Seçimler sonrasında, kaos ve kargaşanın içinde kalan İran’ın 2010 yılında önemli gelişmelerin çok önemli bir başlatıcısı olacağını Dönüşüm Zamanı kitabımda irdelemiştim.

  1. 2010’da Türkiye ekonomisinde ne tür sıkıntılar yaşanabilir?

2010 yılında İstanbul’un Avrupa Kültür Başkenti olarak çok sayıda ziyaretçi alacağı tahmin ediliyor. Astrolojik göstergeler, bu sayede bu yıl turizm gelirlerinin artacağını gösteriyor. Fakat güvenlik tedbirlerinin çok iyi organize olması gerekiyor.
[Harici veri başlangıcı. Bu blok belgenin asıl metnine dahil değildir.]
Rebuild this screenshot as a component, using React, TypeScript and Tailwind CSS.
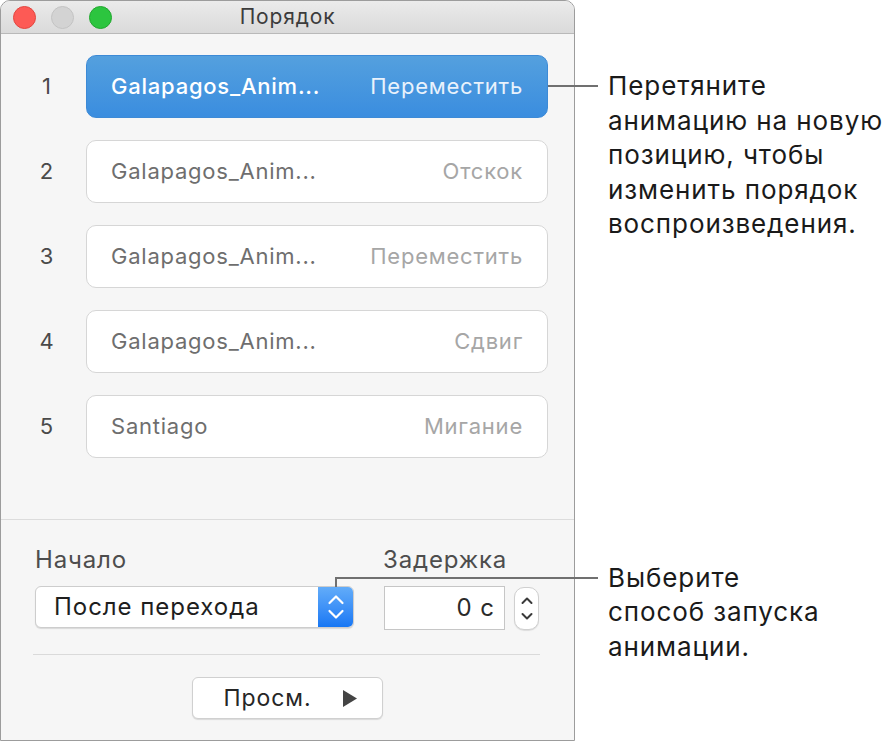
import React from "react";

interface AnimRow {
  n: number;
  name: string;
  effect: string;
  active?: boolean;
}

const ROWS: AnimRow[] = [
  { n: 1, name: "Galapagos_Anim...", effect: "Переместить", active: true },
  { n: 2, name: "Galapagos_Anim...", effect: "Отскок" },
  { n: 3, name: "Galapagos_Anim...", effect: "Переместить" },
  { n: 4, name: "Galapagos_Anim...", effect: "Сдвиг" },
  { n: 5, name: "Santiago", effect: "Мигание" },
];

// up/down arrows of the popup button
function PopupChevrons() {
  return (
    <svg width="18" height="28" viewBox="0 0 18 28" fill="none">
      <path d="M2.5 10 L9 3.5 L15.5 10" stroke="#ffffff" strokeWidth="2.2" strokeLinecap="round" strokeLinejoin="round" />
      <path d="M2.5 18 L9 24.5 L15.5 18" stroke="#ffffff" strokeWidth="2.2" strokeLinecap="round" strokeLinejoin="round" />
    </svg>
  );
}

// up/down arrows of the stepper
function StepperChevrons() {
  return (
    <svg width="14" height="30" viewBox="0 0 14 30" fill="none">
      <path d="M2.5 9 L7 4.5 L11.5 9" stroke="#3a3a3a" strokeWidth="2" strokeLinecap="round" strokeLinejoin="round" />
      <path d="M2.5 20 L7 24.5 L11.5 20" stroke="#3a3a3a" strokeWidth="2" strokeLinecap="round" strokeLinejoin="round" />
    </svg>
  );
}

function Row({ row }: { row: AnimRow }) {
  return (
    <div className="flex items-center h-[63px]">
      <div className="w-[85px] pl-[6px] text-center text-[22px] text-[#4a4a4a]">{row.n}</div>
      {row.active ? (
        <div className="w-[462px] h-full rounded-[10px] border border-[#3d8ad6] bg-gradient-to-b from-[#54a0de] to-[#3a8ddf] flex items-center justify-between px-[24px] text-[22px] tracking-[0.035em]">
          <span className="text-white font-medium">{row.name}</span>
          <span className="text-[#e9f2fc]">{row.effect}</span>
        </div>
      ) : (
        <div className="w-[462px] h-full rounded-[10px] border border-[#d6d6d6] bg-white flex items-center justify-between px-[24px] text-[22px] tracking-[0.035em]">
          <span className="text-[#6e6e6e]">{row.name}</span>
          <span className="text-[#a6a6a6]">{row.effect}</span>
        </div>
      )}
    </div>
  );
}

function OrderWindow() {
  return (
    <div className="w-[575px] h-[741px] shrink-0 border border-[#9c9c9c] rounded-t-[10px] bg-[#f6f6f6] flex flex-col overflow-hidden">
      {/* title bar */}
      <div className="relative h-[33px] shrink-0 bg-gradient-to-b from-[#ebebeb] to-[#dadada] border-b border-[#b9b9b9] flex items-center">
        <div className="flex items-center gap-[15px] pl-[12px]">
          <span className="w-[23px] h-[23px] rounded-full bg-[#fd5a55] border border-[#e2463f]" />
          <span className="w-[23px] h-[23px] rounded-full bg-[#d3d3d3] border border-[#c3c3c3]" />
          <span className="w-[23px] h-[23px] rounded-full bg-[#2cc53f] border border-[#22a72f]" />
        </div>
        <div className="absolute inset-0 flex items-center justify-center text-[21px] text-[#3c3c3c] tracking-[0.04em]">
          Порядок
        </div>
      </div>

      {/* list */}
      <div className="h-[486px] shrink-0 flex flex-col gap-[22px] pt-[21px] border-b border-[#dcdcdc]">
        {ROWS.map((r) => (
          <Row key={r.n} row={r} />
        ))}
      </div>

      {/* controls */}
      <div className="flex-1 flex flex-col pl-[34px] pt-[26px]">
        <div className="flex text-[24px] text-[#4d4d4d] leading-[28px] tracking-[0.035em]">
          <span className="w-[348px]">Начало</span>
          <span>Задержка</span>
        </div>
        <div className="flex items-start mt-[12px]">
          <div className="w-[319px] h-[42px] rounded-[6px] bg-white border border-[#cdcdcd] shadow-[0_1px_1px_rgba(0,0,0,0.12)] flex overflow-hidden">
            <div className="flex-1 flex items-center pl-[18px] text-[24px] text-[#1e1e1e] tracking-[0.04em]">После перехода</div>
            <div className="w-[35px] h-full bg-gradient-to-b from-[#62acf9] to-[#1677f4] flex items-center justify-center">
              <PopupChevrons />
            </div>
          </div>
          <div className="ml-[30px] w-[121px] h-[44px] bg-white border border-[#c6c6c6] flex items-center justify-end pr-[9px] text-[24px] text-[#2a2a2a] tracking-[0.04em]">
            0 с
          </div>
          <div className="ml-[9px] mt-[1px] w-[25px] h-[43px] rounded-[10px] bg-white border border-[#d0d0d0] shadow-[0_1px_1px_rgba(0,0,0,0.1)] flex items-center justify-center">
            <StepperChevrons />
          </div>
        </div>
        <div className="mt-[24px] w-[507px] -ml-[2px] h-px bg-[#dadada]" />
        <div className="flex justify-center pr-[34px] mt-[22px]">
          <div className="w-[191px] h-[42px] rounded-[6px] bg-white border border-[#d0d0d0] shadow-[0_1px_1px_rgba(0,0,0,0.12)] flex items-center justify-center gap-[32px] text-[23px] text-[#262626] tracking-[0.04em] pl-[6px]">
            <span>Просм.</span>
            <svg width="14" height="17" viewBox="0 0 14 17">
              <path d="M0 0 L14 8.5 L0 17 Z" fill="#444444" />
            </svg>
          </div>
        </div>
      </div>
    </div>
  );
}

export default function App() {
  return (
    <div className="relative w-[888px] h-[742px] bg-white overflow-hidden font-['Inter',sans-serif]">
      <div className="flex">
        <OrderWindow />
        <div className="flex flex-col pl-[33px] pt-[69px] text-[26px] leading-[34.5px] text-[#1a1a1a] tracking-[0.035em]">
          <p>
            Перетяните
            <br />
            анимацию на новую
            <br />
            позицию, чтобы
            <br />
            изменить порядок
            <br />
            воспроизведения.
          </p>
          <p className="mt-[319px]">
            Выберите
            <br />
            способ запуска
            <br />
            анимации.
          </p>
        </div>
      </div>

      {/* callout lines */}
      <div className="absolute left-[548px] top-[85px] w-[50px] h-[2px] bg-[#707070]" />
      <div className="absolute left-[335px] top-[577px] w-[263px] h-[2px] bg-[#707070]" />
      <div className="absolute left-[335px] top-[577px] w-[2px] h-[10px] bg-[#707070]" />
    </div>
  );
}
Aksi takdirde önemli sorunlar yaşayabiliriz.

Yıllık haritamızda Şans Noktası borsa ve turizmle ilgili alanda yerleşmiş durumda. Bu şartlarda bu yıl Borsa kazandıracak diye düşünebiliriz. Ama bazı sert açılar, spekülasyonlarla yaşanan çıkışların, sert inişlerin de olacağını göstermekte.

Borsa’da ve benzeri spekülatif yatırım araçlarında sert iniş çıkışlar yaşanmasının sebepleri şunlar olacak: Hükümetin alacağı ani kararlar, erken seçim kararı, hükümet yöneticilerine yönelik girişimler, dış menşeli faktörler, yakın bölgede sorunlar, açık düşmanlıklar, ekonomik sorunlar, elçiler ve aracılar yüzünden sorunlar, genç nesil ve çocuklarla ilgili sorunlar, sağlık sorunları, çalışan kesimin artan sorunları…

Genel olarak Aralık-Mart ayları arasındaki süreçte bazı ekonomik zorlanmalar, aksamalar oluşabilir. Özellikle de Şubat ayı dikkat çekiyor. Ama 10 Şubat civarındaki birkaç günde olumlu ve toparlayıcı etkiler de devreye giriyor.

2010 yılında genel olarak ekonomide ve borsada olumlu ve olumsuz anlamda dikkat çekecek tarihler şunlar:

Olumlu: 10-14 Şubat, 12-20 Mart, 4-8 Nisan, 10-14 Temmuz, 1-6 Ağustos, 20-31 Ekim, 27-31 Aralık.

Olumsuz: 18-24 Ocak, 6-10 Şubat, 16-20 Şubat, 1-3 Nisan, 9-12 Nisan, 1-5 Mayıs, 12-16 Mayıs, 25-30 Mayıs, 20-31 Temmuz, 18-22 Eylül, Kasım ve Aralık aylarının büyük çoğunluğu. 

5.    2010’da Türkiye’de salgın hastalıklar artacak mı?

Bu yıl toplum sağlığı konuları Hükümetin gündeminde en ön planda olacak. Domuz gribi vakalarının artması riskini iyice görmemiz gerekiyor. Bu konuyu gereğinden az önemsemek, bize pahalıya mal olabilir. Pek tabii ki başka bir ihtimal olarak, domuz gribi benzeri başka salgın olasılığı bulunan sorunlarla karşılaşabiliriz. Kuş gribi vakalarını henüz unutmuş değiliz. Hükümetin bu yıl sağlık organizasyonunu çok iyi yapması ve bu konuda araştırmaların yoğunlaştırılması bir gereklilik. Astrolojik göstergeler, özellikle çocukların ve genç neslin sağlığı konusuna odaklanmak gerekiyor. Cinsel yolla bulaşan hastalıklar da bir başka risk oluşturuyor.

2009 Aralık ayından itibaren daha riskli bir faza giriliyor. 2010 Ocak ayının bir kısmında da bu risk devam ediyor. Baharda da Nisan ve Mayıs ayları dikkat çekiyor.